Porque si hay dos constantes en su cine personal, una de ellas es la referencia y apropiación de obras ajenas, una actitud que le alinea con artistas como Douglas Gordon, casi siempre circunscrito a versionar productos previos. Y si el ejemplo de Psicosis ya ha sido mencionado, también habrá que aludir al de Elephant, inspirada en otra película anterior de Alan Clarke. En gran medida, sus películas personales han acabado siendo collages estilísticos y espirituales, que revelan la tensión entre la narración y el subtexto. Por otro lado, nunca ha borrado sus referencias y su actitud de fan militante. Pero, persona generosa, al mismo tiempo no ha dudado en producir a otros como Larry Clark o Jonathan Caouette, que en parte le han dejado desnudo.

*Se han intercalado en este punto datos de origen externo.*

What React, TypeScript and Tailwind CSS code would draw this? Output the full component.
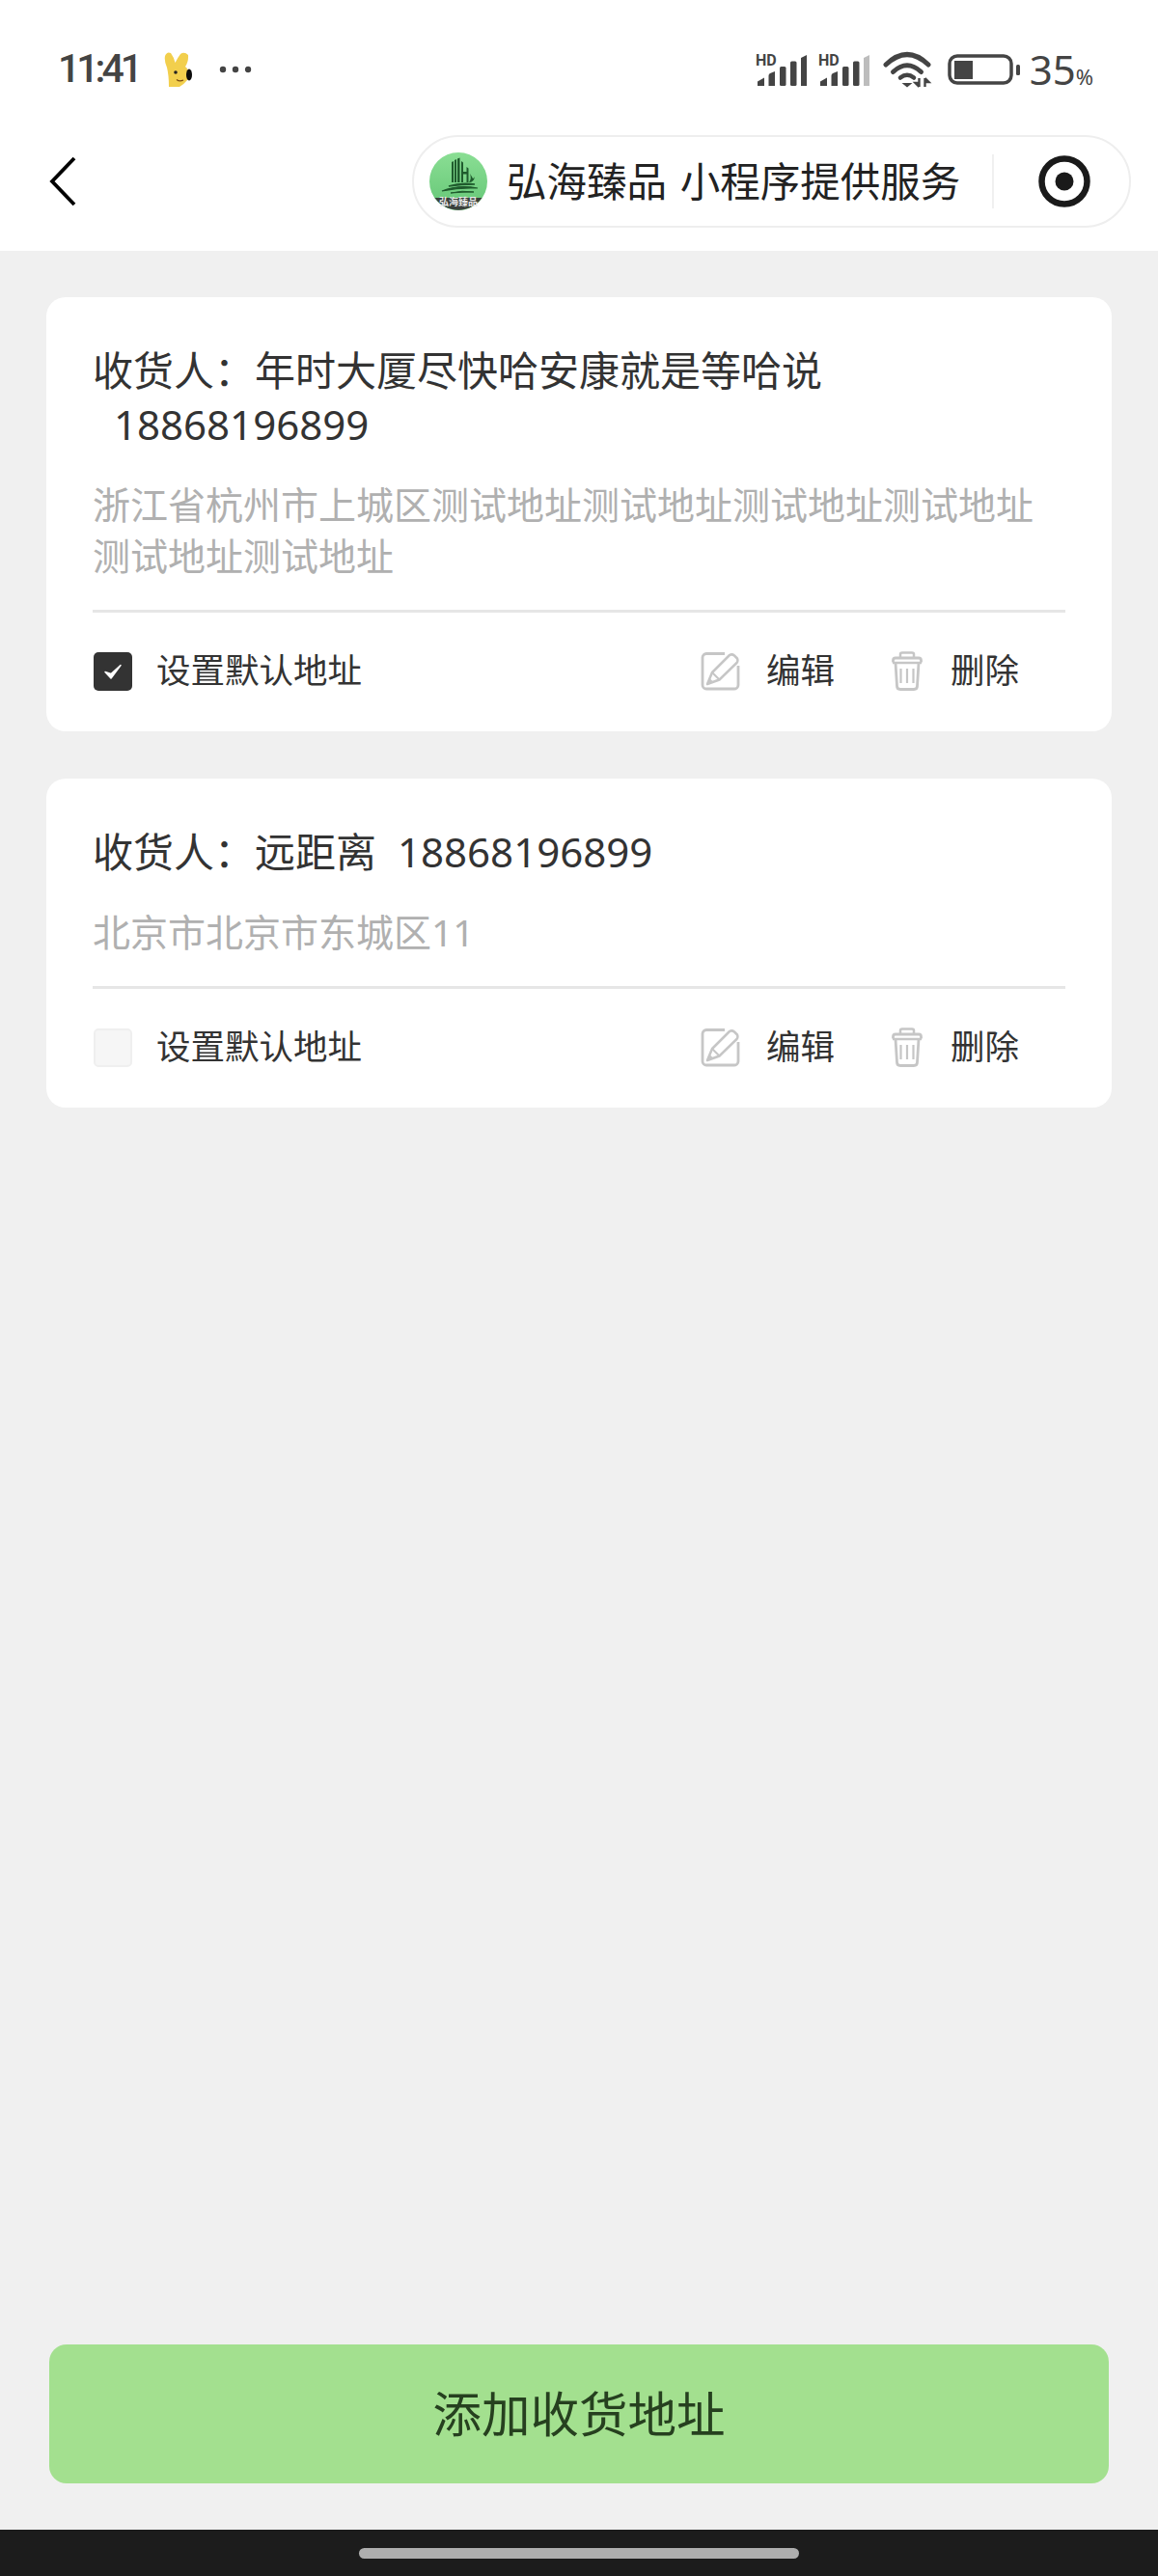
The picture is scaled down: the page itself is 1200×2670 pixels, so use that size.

Aquella permeabilidad no resulta nada insólita en alguien que, como demuestra la exposición de La Casa Encendida, fue plástico antes que cineasta. O al menos con ambas aficiones desarrolladas en paralelo. Y que en su pintura se comporta de manera parecida a lo que hace en cine, al mezclar David Hockney con Andy Warhol o Alex Katz, y en fotografía William Eggleston con Bruce Weber. Y, sin embargo, más allá de las formas cambiantes, también en los cuadros hay algo que siempre subyace y pugna por salir, ese segundo elemento que recorre su obra: la atracción por la juventud, en concreto por aquella que trata de huir de la norma convencional, vista con una mirada romántica. Un espíritu beatnik que acaba aflorando con frecuencia y que le redime de formalismos.
Gus Van Sant. La Casa Encendida. Madrid. Hasta el 16 de septiembre.